CXLV. ...The evils which flow from not duly estimating the excellences of agriculture, manifest themselves in every possible form, and are far greater than those to which we have alluded. We cannot set them forth in a little section of a small volume; we only design to set our readers to "thinking: and if they do think, they must agree with us that no vocation in life is more honourable, laudable and peaceful then that of agriculture...
p.322

THE LEGAL PROFESSION

CXLVI. A thousand kind things have been said of law, and ten times as many evil things of lawyers!Pomponius regards the "science" as the invention of the gods, with the added maxims of wise-men; and that great necromancer, Cornelius Agrippa, if he be good authority, says the "tongue of a lawyer, unless fast bound in silver chains, is most mischievous and pernicious;" and we may add, that it is well if his tongue, and even when so bound, be not still sometimes very dangerous.
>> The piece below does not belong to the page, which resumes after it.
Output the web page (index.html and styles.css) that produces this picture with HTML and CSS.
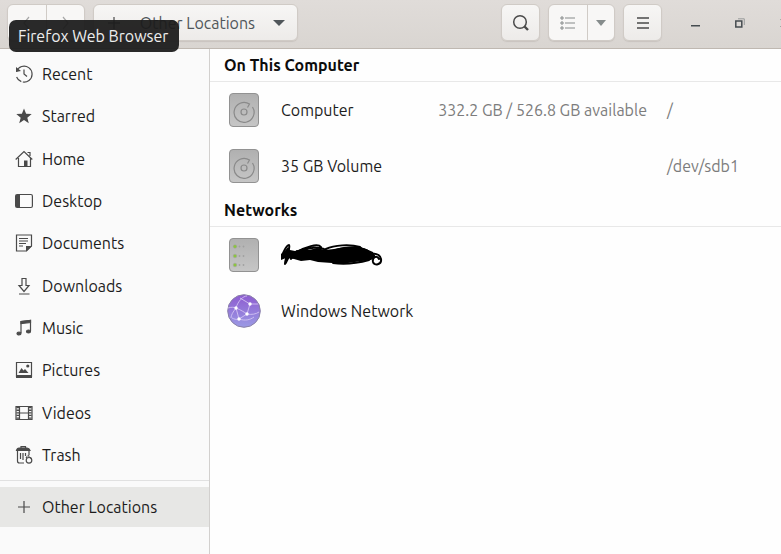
FILE: index.html
```html
<!DOCTYPE html>
<html lang="en">
<head>
<meta charset="utf-8">
<meta name="viewport" content="width=device-width, initial-scale=1">
<title>Other Locations</title>
<link rel="stylesheet" href="styles.css">
</head>
<body>
<div class="window">
  <header class="headerbar">
    <div class="group nav-group">
      <button class="seg" aria-label="Back"><svg width="16" height="16" viewBox="0 0 16 16" class="line pale"><path d="M10 2 5 8l5 6"/></svg></button>
      <button class="seg" aria-label="Forward"><svg width="16" height="16" viewBox="0 0 16 16" class="line pale"><path d="m6 2 5 6-5 6"/></svg></button>
    </div>
    <button class="group raised path-button">
      <svg width="16" height="16" viewBox="0 0 16 16" class="line"><path d="M8 2v12M2 8h12"/></svg>
      <span class="path-label">Other Locations</span>
      <svg width="12" height="6" viewBox="0 0 12 6"><path d="M0 0h12L6 6z" fill="#50565a"/></svg>
    </button>
    <div class="spacer"></div>
    <div class="tools">
      <button class="group raised tool" aria-label="Search"><svg width="18" height="18" viewBox="0 0 18 18" class="line"><circle cx="8" cy="8" r="6.300" stroke-width="1.500"/><path d="m12.500 12.500 3.500 3.500" stroke-width="2.400"/></svg></button>
      <div class="group view-group">
        <button class="seg" aria-label="List view"><svg width="16" height="14" viewBox="0 0 16 14" fill="none" stroke="#868a8a"><path d="M1 1h2v2H1zM1 6h2v2H1zM1 11h2v2H1z"/><path d="M5 2h10M5 7h10M5 12h10"/></svg></button>
        <button class="seg slim" aria-label="View options"><svg width="10" height="6" viewBox="0 0 10 6"><path d="M0 0h10L5 6z" fill="#868c8c"/></svg></button>
      </div>
      <button class="group raised tool" aria-label="Menu"><svg width="12" height="12" viewBox="0 0 12 12" class="line"><path d="M0 1h12M0 6h12M0 11h12" stroke-width="1.400"/></svg></button>
    </div>
    <div class="window-controls">
      <button aria-label="Minimize"><svg width="10" height="10" viewBox="0 0 10 10"><path d="M1 7h9v1.500H1z" fill="#454c50"/></svg></button>
      <button aria-label="Restore"><svg width="10" height="10" viewBox="0 0 10 10" fill="none"><path d="M3 .8h6.300V7" stroke="#999c9c"/><path d="M.8 3h6v6h-6z" stroke="#454c50" stroke-width="1.500"/></svg></button>
      <button aria-label="Close"><svg width="10" height="10" viewBox="0 0 10 10" class="line thick"><path d="m1 1 8 8M9 1 1 9"/></svg></button>
    </div>
  </header>

  <div class="body">
    <nav class="sidebar" aria-label="Places">
      <ul class="places">
        <li><a href="#"><svg class="line" width="18" height="18" viewBox="0 0 18 18"><path d="M1.500 6.500A8 8 0 1 1 1.600 12" stroke-dasharray="36 1.500"/><path d="M9 4.500V9l3 2.500"/><path d="M1 2v5l5-1z" fill="#4a4a4a" stroke="none"/></svg>Recent</a></li>
        <li><a href="#"><svg width="18" height="18" viewBox="0 0 18 18"><path d="m9 1.500 2.100 5.300 5.600.3-4.400 3.600 1.500 5.500L9 13.100l-4.800 3.100 1.500-5.500-4.400-3.600 5.600-.3z" fill="#4a4a4a"/></svg>Starred</a></li>
        <li><a href="#"><svg class="line" width="18" height="18" viewBox="0 0 18 18"><path d="M.7 9.500 9 1.500l8.300 8M3.500 8v8.500h12V8M12.500 2.500H15V6"/><path d="M9 10.500h3.500v6H9z" fill="#4a4a4a" stroke="none"/></svg>Home</a></li>
        <li><a href="#"><svg class="line" width="18" height="18" viewBox="0 0 18 18"><rect x=".6" y="2.500" width="16.800" height="13" rx="1.500"/><path d="M1 3h4v12H1z" fill="#4a4a4a" stroke="none"/></svg>Desktop</a></li>
        <li><a href="#"><svg class="line" width="18" height="18" viewBox="0 0 18 18"><path d="M1.500 1h15v11l-5 5h-10z"/><path d="M4 4.500h9M4 7h9M4 9.500h7M4 12h4"/><path d="M11 12h6l-6 5.500z" fill="#4a4a4a" stroke="none"/></svg>Documents</a></li>
        <li><a href="#"><svg class="line" width="18" height="18" viewBox="0 0 18 18"><path d="M7 1.500h4v7h3l-5 6-5-6h3zM4 17h10.500"/></svg>Downloads</a></li>
        <li><a href="#"><svg class="line" width="18" height="18" viewBox="0 0 18 18"><path d="M6 14V2.500l9.500-1V12"/><path d="M6 2.500 15.500 1.500v2L6 4.500z" fill="#4a4a4a"/><ellipse cx="4" cy="14.500" rx="2" ry="1.500" fill="#4a4a4a"/><ellipse cx="13.500" cy="12.500" rx="2" ry="1.500" fill="#4a4a4a"/></svg>Music</a></li>
        <li><a href="#"><svg class="line" width="18" height="18" viewBox="0 0 18 18"><path d="M1.500 1.500h15v14h-15z"/><path d="M1 14h16v3H1zM3.500 12l3-5 2 2.500 1.500-1.500 3.500 4z" fill="#4a4a4a" stroke="none"/><circle cx="12.800" cy="5" r="1.600" fill="#4a4a4a" stroke="none"/></svg>Pictures</a></li>
        <li><a href="#"><svg class="line" width="18" height="18" viewBox="0 0 18 18"><path d="M1 2.500h16v13H1zM4.500 2.500v13M13.500 2.500v13M4.500 9h9"/><path d="M2.700 3v12M15.300 3v12" stroke-width="2.600" stroke-dasharray="1.300 1.300"/></svg>Videos</a></li>
        <li><a href="#"><svg class="line" width="18" height="18" viewBox="0 0 18 18"><path d="M1.500 4.500C2 2.500 3 2 4 2h8c1.500 0 2.500 1 3 2.500z" fill="#4a4a4a"/><path d="M6 2V.7h4.500V2M2.500 5v10c0 1.500.5 2 2 2H9M14 5v4M5.500 7v6M8 7v7M10.500 7v3"/><circle cx="14" cy="14.300" r="2.800"/><path d="m11 12 2-2.500 2 1.500 1.500 2" stroke-dasharray="2 1"/></svg>Trash</a></li>
      </ul>
      <a href="#" class="other" aria-current="page"><svg class="line" width="18" height="18" viewBox="0 0 18 18"><path d="M9 3v12M3 9h12"/></svg>Other Locations</a>
    </nav>

    <main class="content">
      <section>
        <h2>On This Computer</h2>
        <ul class="locations">
          <li>
            <svg class="device" width="34" height="36" viewBox="0 0 34 36"><use href="#drive"/></svg>
            <span class="name">Computer</span><span class="space">332.2 GB / 526.8 GB available</span><span class="mount">/</span>
          </li>
          <li>
            <svg class="device" width="34" height="36" viewBox="0 0 34 36"><use href="#drive"/></svg>
            <span class="name">35 GB Volume</span><span class="mount">/dev/sdb1</span>
          </li>
        </ul>
      </section>
      <section>
        <h2>Networks</h2>
        <ul class="locations">
          <li>
            <svg class="device" width="34" height="36" viewBox="0 0 34 36">
              <rect x="2.500" y="1.500" width="29" height="33" rx="3.500" fill="url(#metal)" stroke="#929292"/>
              <g fill="#8cc63c" stroke="#a3a3a3" stroke-width=".6"><circle cx="8" cy="9.500" r="1.800"/><circle cx="8" cy="19" r="1.800"/><circle cx="8" cy="28" r="1.800"/></g>
              <g fill="#a0a0a0"><circle cx="12.500" cy="9.500" r=".9"/><circle cx="16.500" cy="9.500" r=".9"/><circle cx="12.500" cy="19" r=".9"/><circle cx="16.500" cy="19" r=".9"/><circle cx="12.500" cy="28" r=".9"/><circle cx="16.500" cy="28" r=".9"/></g>
            </svg>
            <svg class="name scribble" width="102" height="22" viewBox="0 0 102 22" role="img" aria-label="Hidden name">
              <path d="M2 9l5-6 2 3 5 1 6-2 8 1 8-2 8 2 9-1 10-2 14-1 8 3 7 3 3 5-5 3-9 1-14 2-16 0-14-1-8-2-9 1-7-2-8-1-5 2-4 5-3-7z" fill="#000"/>
              <path d="M1 11C3 8 5 1 8 1c2 4-4 12-4 19C6 17 8 12 10 8l0 7 6-8 2 8 5-8M16 8C24 3 37-1 40 3c-1 4-8 5-13 8M22 7c6-4 15-4 21-2 4 3 2 6-2 7M45 5c8-4 24-5 34-2 4 3-1 5-6 6M50 8c8-4 18-5 30-3M52 19c14 2 25 0 36-3M76 5c8-1 16 3 11 7 6-4 12-2 13 3 1 6-7 7-8 3-1-5 4-7 6-3" fill="none" stroke="#000" stroke-width="2" stroke-linejoin="round" stroke-linecap="round"/>
            </svg>
          </li>
          <li>
            <svg class="device" width="34" height="36" viewBox="0 0 34 36">
              <circle cx="17" cy="18" r="16.300" fill="url(#globe)" stroke="#8980a8"/>
              <g fill="none" stroke="#d9cbf5" stroke-width="1" opacity=".8"><path d="M1 15c3-1 6-1 8 0 5 2 8 4 11 6M9 15C11 8 16 3 20 3M9 15l3 11M12 26l8-5 3-10M23 11 13 5M23 11h8M20 21c5 1 9 0 12-2M12 26c6 2 11 1 15-2M9 15C6 19 4 22 4 25M12 26c-3 1-5 0-7-1"/></g>
              <g fill="#fff"><circle cx="9" cy="15" r="1.700"/><circle cx="23" cy="11" r="1.700"/><circle cx="20" cy="21" r="1.700"/><circle cx="12" cy="26" r="1.700"/></g>
            </svg>
            <span class="name">Windows Network</span>
          </li>
        </ul>
      </section>
    </main>
  </div>
  <div class="tooltip" role="tooltip">Firefox Web Browser</div>
</div>

<svg class="defs" width="0" height="0" aria-hidden="true">
  <defs>
    <linearGradient id="metal" x2="0" y2="1"><stop stop-color="#b0b0b0"/><stop offset="1" stop-color="#c6c6c6"/></linearGradient>
    <linearGradient id="globe" x2="0" y2="1"><stop stop-color="#8d5bd0"/><stop offset="1" stop-color="#9b9ae4"/></linearGradient>
    <g id="drive">
      <rect x="2.500" y="1.500" width="29" height="33" rx="3.500" fill="url(#metal)" stroke="#929292"/>
      <path d="M25.500 15A10 10 0 1 1 22.500 12L20.500 15.500" fill="none" stroke="#8a8a8a" stroke-width="1.200"/>
      <circle cx="17" cy="20" r="3" fill="none" stroke="#8a8a8a" stroke-width="1.200"/>
    </g>
  </defs>
</svg>
</body>
</html>
```
FILE: styles.css
```css
* {
  box-sizing: border-box;
}

body {
  margin: 0;
  font: 16px/24px Ubuntu, "Noto Sans", sans-serif;
  color: #1c1c1c;
  background: #fefefe;
}

ul {
  list-style: none;
  margin: 0;
  padding: 0;
}

a {
  color: inherit;
  text-decoration: none;
}

button {
  display: flex;
  align-items: center;
  justify-content: center;
  padding: 0;
  border: 0;
  background: none;
  font: inherit;
  color: #50565a;
}

svg {
  flex: none;
}

.line {
  fill: none;
  stroke: #4a4a4a;
  stroke-width: 1.2;
}

.thick {
  stroke-width: 1.7;
}

.pale {
  stroke: #a8a8a8;
}

.defs {
  position: absolute;
}

.window {
  position: relative;
  display: flex;
  flex-direction: column;
  min-height: 100vh;
  overflow: hidden;
}

.headerbar {
  display: flex;
  height: 49px;
  padding: 4px 0 7px 7px;
  background: linear-gradient(#e0dcd9, #d9d5d1);
  border-bottom: 1px solid #bfb8b1;
}

.group {
  display: flex;
  border: 1px solid #d0cbc6;
  border-radius: 6px;
  background: #f8f7f6;
  box-shadow: 0 1px 1px #c9c4bf;
}

.raised {
  background: linear-gradient(#f7f6f5, #edebe9);
}

.nav-group {
  width: 78px;
  margin-right: 8px;
}

.seg {
  flex: 1;
}

.seg + .seg {
  border-left: 1px solid #d0cbc6;
}

.path-button {
  width: 205px;
  gap: 18px;
  padding-right: 12px;
  justify-content: flex-end;
}

.spacer {
  flex: 1;
}

.tools {
  display: flex;
  gap: 8px;
  margin-right: 10px;
}

.tool {
  width: 39px;
}

.view-group {
  width: 67px;
}

.slim {
  flex: 0 0 27px;
}

.window-controls {
  display: flex;
  margin-right: -26px;
}

.window-controls button {
  width: 45px;
}

.body {
  flex: 1;
  display: flex;
}

.sidebar {
  flex: 0 0 210px;
  padding-top: 4px;
  border-right: 1px solid #d2d0ce;
  background: #fafafa;
}

.places {
  display: grid;
  grid-auto-rows: 1fr;
  height: 428px;
  padding-bottom: 4px;
  border-bottom: 1px solid #e1e1e1;
}

.sidebar a {
  display: flex;
  align-items: center;
  gap: 9px;
  height: 100%;
  padding-left: 15px;
}

.sidebar .other {
  height: 40px;
  margin-top: 6px;
  background: #e7e7e5;
}

.content {
  flex: 1;
  min-width: 0;
}

h2 {
  margin: 0;
  padding: 4px 14px;
  border-bottom: 1px solid #e8e8e8;
  color: #0c0c0c;
  font-size: 16px;
  line-height: 24px;
}

.locations li {
  display: flex;
  align-items: center;
  height: 56px;
  padding-left: 17px;
}

.device {
  margin-right: 20px;
}

.space,
.mount {
  color: #7c7c7c;
}

.space {
  margin-left: auto;
}

.mount {
  width: 114px;
  margin-left: 20px;
}

.name + .mount {
  margin-left: auto;
}

.tooltip {
  position: absolute;
  top: 20px;
  left: 9px;
  padding: 4px 11px 4px 9px;
  border-radius: 7px;
  background: rgba(28, 28, 28, 0.94);
  color: #eee;
}
```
Censure en masse, of almost any profession, arised from ignorance and vulgar prejudice. Superior knowledge when it appeared in rude ages, was generally ascribed by the ignorant, either to the gift of the gods, or to some mysterious and wicked communion with the Prince of Darkness...It must be admitted that knowledge is too often wrested from its virtuous tendencies, and made the medium of much wickedness and oppression: but, on the whole, if the secret chronicles of the legal profession in all ages and nations, were not fully exposed to view, we truly believe that less of vice and meanness would be brought to light, than on a similar inquiry into the doings of almost any other active and important vocation.